**Problem to work on**
In the material below, find every line with "index" and pull it out.

**Information supplied**
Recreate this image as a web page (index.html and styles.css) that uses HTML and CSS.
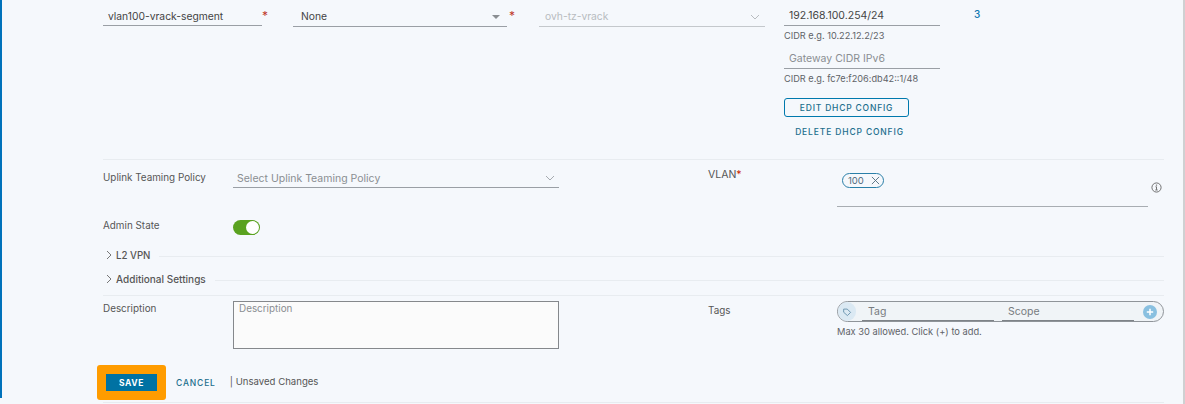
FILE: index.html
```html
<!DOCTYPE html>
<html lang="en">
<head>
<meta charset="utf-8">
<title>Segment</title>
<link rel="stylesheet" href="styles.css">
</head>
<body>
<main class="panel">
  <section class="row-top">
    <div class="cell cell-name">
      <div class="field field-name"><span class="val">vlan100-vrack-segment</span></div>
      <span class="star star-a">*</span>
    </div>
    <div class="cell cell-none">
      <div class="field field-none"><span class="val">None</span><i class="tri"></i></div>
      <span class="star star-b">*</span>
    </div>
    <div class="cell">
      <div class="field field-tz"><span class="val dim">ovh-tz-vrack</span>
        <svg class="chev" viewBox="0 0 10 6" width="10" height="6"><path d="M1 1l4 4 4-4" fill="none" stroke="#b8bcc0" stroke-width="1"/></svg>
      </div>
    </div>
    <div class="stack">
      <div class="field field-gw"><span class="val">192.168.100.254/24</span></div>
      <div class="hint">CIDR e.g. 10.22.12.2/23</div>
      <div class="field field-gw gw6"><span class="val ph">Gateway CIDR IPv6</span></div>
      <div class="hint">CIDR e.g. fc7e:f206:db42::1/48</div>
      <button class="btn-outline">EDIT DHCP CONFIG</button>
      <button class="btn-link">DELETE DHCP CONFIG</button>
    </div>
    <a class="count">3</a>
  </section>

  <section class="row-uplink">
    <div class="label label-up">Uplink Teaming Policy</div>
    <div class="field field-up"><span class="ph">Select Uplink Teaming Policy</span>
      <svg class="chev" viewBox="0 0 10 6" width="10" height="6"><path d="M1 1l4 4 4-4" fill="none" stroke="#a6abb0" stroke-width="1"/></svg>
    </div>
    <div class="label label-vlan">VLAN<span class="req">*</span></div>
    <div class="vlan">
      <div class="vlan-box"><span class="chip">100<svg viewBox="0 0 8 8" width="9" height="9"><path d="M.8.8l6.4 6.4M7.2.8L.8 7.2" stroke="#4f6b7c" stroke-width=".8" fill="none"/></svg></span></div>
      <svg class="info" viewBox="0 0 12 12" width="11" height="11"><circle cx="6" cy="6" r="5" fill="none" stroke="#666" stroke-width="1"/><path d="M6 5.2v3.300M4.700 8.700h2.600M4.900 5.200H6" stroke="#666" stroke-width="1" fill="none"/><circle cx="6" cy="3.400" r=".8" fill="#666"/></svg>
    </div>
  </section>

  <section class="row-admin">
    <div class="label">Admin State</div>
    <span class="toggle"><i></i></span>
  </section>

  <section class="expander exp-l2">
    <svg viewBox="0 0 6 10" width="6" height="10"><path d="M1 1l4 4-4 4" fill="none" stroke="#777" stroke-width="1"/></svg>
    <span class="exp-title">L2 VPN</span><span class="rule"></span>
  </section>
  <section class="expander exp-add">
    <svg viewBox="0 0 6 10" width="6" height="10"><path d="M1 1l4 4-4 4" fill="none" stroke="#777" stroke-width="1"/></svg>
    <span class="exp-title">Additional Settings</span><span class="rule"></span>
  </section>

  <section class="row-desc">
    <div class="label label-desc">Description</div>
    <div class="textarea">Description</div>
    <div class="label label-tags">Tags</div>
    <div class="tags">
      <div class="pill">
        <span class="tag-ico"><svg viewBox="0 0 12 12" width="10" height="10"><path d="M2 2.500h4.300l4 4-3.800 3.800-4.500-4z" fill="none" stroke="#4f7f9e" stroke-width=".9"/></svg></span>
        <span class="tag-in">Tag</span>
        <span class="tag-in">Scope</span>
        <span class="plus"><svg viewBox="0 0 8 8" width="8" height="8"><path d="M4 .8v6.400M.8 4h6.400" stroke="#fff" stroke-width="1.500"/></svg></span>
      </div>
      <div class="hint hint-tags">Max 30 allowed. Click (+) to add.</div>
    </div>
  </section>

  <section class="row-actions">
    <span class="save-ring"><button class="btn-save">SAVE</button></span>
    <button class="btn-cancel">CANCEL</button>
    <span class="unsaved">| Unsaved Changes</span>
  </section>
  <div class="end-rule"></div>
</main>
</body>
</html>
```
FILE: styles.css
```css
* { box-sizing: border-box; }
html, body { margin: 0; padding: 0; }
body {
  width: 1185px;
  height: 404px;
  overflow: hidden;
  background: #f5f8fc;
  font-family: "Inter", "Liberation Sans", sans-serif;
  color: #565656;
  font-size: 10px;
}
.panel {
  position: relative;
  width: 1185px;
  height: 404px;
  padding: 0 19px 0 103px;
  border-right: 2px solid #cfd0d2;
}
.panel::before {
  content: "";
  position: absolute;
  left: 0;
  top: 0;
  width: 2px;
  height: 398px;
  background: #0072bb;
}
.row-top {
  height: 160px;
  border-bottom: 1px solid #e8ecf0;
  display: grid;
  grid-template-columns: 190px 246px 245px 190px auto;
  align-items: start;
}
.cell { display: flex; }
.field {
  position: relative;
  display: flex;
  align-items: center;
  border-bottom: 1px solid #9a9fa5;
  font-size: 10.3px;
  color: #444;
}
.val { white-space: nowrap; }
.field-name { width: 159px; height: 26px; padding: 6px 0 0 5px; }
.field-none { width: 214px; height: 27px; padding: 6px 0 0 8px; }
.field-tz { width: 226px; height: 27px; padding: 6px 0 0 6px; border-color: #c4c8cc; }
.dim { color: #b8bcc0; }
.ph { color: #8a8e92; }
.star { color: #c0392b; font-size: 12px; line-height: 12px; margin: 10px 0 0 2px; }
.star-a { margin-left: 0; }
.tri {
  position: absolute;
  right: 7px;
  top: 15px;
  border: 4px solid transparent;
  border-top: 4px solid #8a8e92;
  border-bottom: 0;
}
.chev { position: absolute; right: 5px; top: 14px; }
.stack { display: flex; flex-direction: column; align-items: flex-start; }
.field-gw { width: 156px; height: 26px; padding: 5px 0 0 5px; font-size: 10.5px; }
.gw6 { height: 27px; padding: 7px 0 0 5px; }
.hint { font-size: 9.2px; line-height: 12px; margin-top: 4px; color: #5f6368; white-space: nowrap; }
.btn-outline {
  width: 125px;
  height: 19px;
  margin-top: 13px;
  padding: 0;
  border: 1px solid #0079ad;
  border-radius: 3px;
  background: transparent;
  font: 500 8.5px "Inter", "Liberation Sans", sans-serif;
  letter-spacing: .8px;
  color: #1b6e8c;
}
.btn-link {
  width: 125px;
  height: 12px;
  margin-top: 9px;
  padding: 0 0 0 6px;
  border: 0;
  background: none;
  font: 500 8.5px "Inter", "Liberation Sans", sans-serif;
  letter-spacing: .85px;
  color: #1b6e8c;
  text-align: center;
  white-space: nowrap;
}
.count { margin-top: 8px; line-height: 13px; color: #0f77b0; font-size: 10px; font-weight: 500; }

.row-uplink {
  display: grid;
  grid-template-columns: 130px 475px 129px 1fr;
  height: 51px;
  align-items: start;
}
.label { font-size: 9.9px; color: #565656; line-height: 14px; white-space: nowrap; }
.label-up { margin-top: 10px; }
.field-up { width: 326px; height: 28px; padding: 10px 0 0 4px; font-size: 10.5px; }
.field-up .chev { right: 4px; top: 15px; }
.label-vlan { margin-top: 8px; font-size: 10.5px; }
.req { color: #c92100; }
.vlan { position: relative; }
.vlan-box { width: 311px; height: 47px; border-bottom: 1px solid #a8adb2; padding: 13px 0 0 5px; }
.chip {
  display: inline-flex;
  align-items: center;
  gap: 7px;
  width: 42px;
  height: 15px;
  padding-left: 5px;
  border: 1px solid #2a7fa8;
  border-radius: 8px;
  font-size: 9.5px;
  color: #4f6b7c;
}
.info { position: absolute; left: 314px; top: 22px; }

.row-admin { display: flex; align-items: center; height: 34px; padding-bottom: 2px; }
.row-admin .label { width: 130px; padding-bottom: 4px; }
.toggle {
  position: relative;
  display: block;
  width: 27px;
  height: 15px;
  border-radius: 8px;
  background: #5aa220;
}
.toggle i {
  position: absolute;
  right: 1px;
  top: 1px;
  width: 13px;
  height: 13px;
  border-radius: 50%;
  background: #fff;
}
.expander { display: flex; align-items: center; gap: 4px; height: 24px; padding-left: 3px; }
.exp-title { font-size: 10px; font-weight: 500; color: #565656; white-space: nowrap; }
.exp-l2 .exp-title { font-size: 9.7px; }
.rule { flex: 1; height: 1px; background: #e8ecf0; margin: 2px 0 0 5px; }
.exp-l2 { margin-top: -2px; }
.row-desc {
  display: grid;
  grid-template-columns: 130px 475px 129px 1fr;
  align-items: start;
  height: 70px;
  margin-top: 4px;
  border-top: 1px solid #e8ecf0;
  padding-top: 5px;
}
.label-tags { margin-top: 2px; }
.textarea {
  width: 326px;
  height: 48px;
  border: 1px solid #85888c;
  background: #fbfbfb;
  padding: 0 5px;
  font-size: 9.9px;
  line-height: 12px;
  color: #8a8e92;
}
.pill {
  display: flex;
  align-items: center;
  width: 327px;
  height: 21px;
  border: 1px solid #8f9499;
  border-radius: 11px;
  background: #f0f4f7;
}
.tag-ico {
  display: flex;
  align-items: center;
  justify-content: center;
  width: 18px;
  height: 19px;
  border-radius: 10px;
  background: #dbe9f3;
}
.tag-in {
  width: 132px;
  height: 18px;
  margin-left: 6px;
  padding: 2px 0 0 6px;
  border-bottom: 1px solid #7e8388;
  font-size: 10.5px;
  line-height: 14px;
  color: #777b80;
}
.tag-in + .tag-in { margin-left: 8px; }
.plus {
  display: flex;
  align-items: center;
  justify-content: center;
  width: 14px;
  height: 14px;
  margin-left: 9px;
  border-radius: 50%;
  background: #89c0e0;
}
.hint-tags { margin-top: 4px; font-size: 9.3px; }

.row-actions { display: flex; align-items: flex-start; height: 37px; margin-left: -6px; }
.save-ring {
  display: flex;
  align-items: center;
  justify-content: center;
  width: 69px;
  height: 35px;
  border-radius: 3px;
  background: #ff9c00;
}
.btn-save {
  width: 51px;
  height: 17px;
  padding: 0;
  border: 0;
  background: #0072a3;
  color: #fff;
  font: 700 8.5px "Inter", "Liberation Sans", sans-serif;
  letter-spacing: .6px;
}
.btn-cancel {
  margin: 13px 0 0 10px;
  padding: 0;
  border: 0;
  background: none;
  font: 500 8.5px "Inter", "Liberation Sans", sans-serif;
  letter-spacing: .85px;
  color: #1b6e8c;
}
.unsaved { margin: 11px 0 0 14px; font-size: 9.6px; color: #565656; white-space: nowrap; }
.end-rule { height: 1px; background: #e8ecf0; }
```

**Reply**
Recreate this image as a web page (index.html and styles.css) that uses HTML and CSS.
FILE: index.html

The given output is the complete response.